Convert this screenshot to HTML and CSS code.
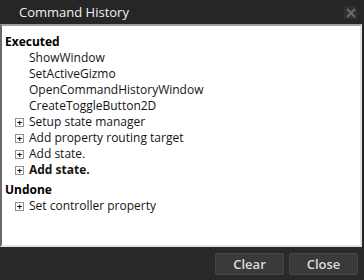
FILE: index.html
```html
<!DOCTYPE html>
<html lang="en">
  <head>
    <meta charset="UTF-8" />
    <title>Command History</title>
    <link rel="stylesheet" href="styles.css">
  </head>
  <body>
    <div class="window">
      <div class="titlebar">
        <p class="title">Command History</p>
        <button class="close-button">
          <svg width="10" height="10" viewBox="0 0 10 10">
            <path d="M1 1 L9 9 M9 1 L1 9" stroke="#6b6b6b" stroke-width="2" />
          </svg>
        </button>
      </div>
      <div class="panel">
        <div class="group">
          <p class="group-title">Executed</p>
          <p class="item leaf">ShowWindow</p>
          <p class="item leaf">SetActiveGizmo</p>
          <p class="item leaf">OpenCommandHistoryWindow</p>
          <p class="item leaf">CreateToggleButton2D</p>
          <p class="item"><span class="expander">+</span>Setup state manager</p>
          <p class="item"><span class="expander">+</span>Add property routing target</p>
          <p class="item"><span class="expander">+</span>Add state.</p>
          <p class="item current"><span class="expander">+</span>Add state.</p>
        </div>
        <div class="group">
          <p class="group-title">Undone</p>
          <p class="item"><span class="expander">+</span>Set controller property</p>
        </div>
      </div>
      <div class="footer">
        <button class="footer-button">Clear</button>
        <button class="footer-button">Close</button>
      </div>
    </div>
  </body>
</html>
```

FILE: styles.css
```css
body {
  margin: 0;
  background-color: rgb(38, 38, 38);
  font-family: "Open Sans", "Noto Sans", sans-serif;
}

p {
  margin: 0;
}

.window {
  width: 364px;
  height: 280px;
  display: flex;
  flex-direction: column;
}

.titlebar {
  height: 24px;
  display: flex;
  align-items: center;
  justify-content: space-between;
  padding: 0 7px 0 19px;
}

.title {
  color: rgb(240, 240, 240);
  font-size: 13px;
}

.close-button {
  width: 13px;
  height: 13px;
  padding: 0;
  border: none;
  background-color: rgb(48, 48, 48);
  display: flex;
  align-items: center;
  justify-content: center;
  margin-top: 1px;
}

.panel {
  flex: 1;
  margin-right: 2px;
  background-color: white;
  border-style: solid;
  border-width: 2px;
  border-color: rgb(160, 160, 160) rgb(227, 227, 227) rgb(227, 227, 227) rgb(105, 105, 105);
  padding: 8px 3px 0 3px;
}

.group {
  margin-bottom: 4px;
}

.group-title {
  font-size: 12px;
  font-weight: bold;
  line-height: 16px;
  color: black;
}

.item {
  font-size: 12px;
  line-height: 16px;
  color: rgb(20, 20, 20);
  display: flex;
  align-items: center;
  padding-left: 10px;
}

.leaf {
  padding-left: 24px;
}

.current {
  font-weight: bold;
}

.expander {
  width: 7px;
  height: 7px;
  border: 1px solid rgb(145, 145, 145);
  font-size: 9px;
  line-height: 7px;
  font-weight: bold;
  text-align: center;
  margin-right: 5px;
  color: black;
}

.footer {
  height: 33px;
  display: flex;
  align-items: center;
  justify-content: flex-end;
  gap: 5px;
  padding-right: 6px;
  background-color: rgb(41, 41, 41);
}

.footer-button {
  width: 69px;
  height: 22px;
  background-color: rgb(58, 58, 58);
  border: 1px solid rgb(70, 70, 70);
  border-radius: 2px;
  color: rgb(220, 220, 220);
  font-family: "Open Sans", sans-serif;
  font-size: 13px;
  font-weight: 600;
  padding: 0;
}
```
________
◆ Do this ◆
Transcribe all of the material exactly, leaving out whatever pictures it contains.

◆ Output for this exercise ◆
Convert this screenshot to HTML and CSS code.
FILE: index.html
```html
<!DOCTYPE html>
<html lang="en">
  <head>
    <meta charset="UTF-8" />
    <title>Command History</title>
    <link rel="stylesheet" href="styles.css">
  </head>
  <body>
    <div class="window">
      <div class="titlebar">
        <p class="title">Command History</p>
        <button class="close-button">
          <svg width="10" height="10" viewBox="0 0 10 10">
            <path d="M1 1 L9 9 M9 1 L1 9" stroke="#6b6b6b" stroke-width="2" />
          </svg>
        </button>
      </div>
      <div class="panel">
        <div class="group">
          <p class="group-title">Executed</p>
          <p class="item leaf">ShowWindow</p>
          <p class="item leaf">SetActiveGizmo</p>
          <p class="item leaf">OpenCommandHistoryWindow</p>
          <p class="item leaf">CreateToggleButton2D</p>
          <p class="item"><span class="expander">+</span>Setup state manager</p>
          <p class="item"><span class="expander">+</span>Add property routing target</p>
          <p class="item"><span class="expander">+</span>Add state.</p>
          <p class="item current"><span class="expander">+</span>Add state.</p>
        </div>
        <div class="group">
          <p class="group-title">Undone</p>
          <p class="item"><span class="expander">+</span>Set controller property</p>
        </div>
      </div>
      <div class="footer">
        <button class="footer-button">Clear</button>
        <button class="footer-button">Close</button>
      </div>
    </div>
  </body>
</html>
```

FILE: styles.css
```css
body {
  margin: 0;
  background-color: rgb(38, 38, 38);
  font-family: "Open Sans", "Noto Sans", sans-serif;
}

p {
  margin: 0;
}

.window {
  width: 364px;
  height: 280px;
  display: flex;
  flex-direction: column;
}

.titlebar {
  height: 24px;
  display: flex;
  align-items: center;
  justify-content: space-between;
  padding: 0 7px 0 19px;
}

.title {
  color: rgb(240, 240, 240);
  font-size: 13px;
}

.close-button {
  width: 13px;
  height: 13px;
  padding: 0;
  border: none;
  background-color: rgb(48, 48, 48);
  display: flex;
  align-items: center;
  justify-content: center;
  margin-top: 1px;
}

.panel {
  flex: 1;
  margin-right: 2px;
  background-color: white;
  border-style: solid;
  border-width: 2px;
  border-color: rgb(160, 160, 160) rgb(227, 227, 227) rgb(227, 227, 227) rgb(105, 105, 105);
  padding: 8px 3px 0 3px;
}

.group {
  margin-bottom: 4px;
}

.group-title {
  font-size: 12px;
  font-weight: bold;
  line-height: 16px;
  color: black;
}

.item {
  font-size: 12px;
  line-height: 16px;
  color: rgb(20, 20, 20);
  display: flex;
  align-items: center;
  padding-left: 10px;
}

.leaf {
  padding-left: 24px;
}

.current {
  font-weight: bold;
}

.expander {
  width: 7px;
  height: 7px;
  border: 1px solid rgb(145, 145, 145);
  font-size: 9px;
  line-height: 7px;
  font-weight: bold;
  text-align: center;
  margin-right: 5px;
  color: black;
}

.footer {
  height: 33px;
  display: flex;
  align-items: center;
  justify-content: flex-end;
  gap: 5px;
  padding-right: 6px;
  background-color: rgb(41, 41, 41);
}

.footer-button {
  width: 69px;
  height: 22px;
  background-color: rgb(58, 58, 58);
  border: 1px solid rgb(70, 70, 70);
  border-radius: 2px;
  color: rgb(220, 220, 220);
  font-family: "Open Sans", sans-serif;
  font-size: 13px;
  font-weight: 600;
  padding: 0;
}
```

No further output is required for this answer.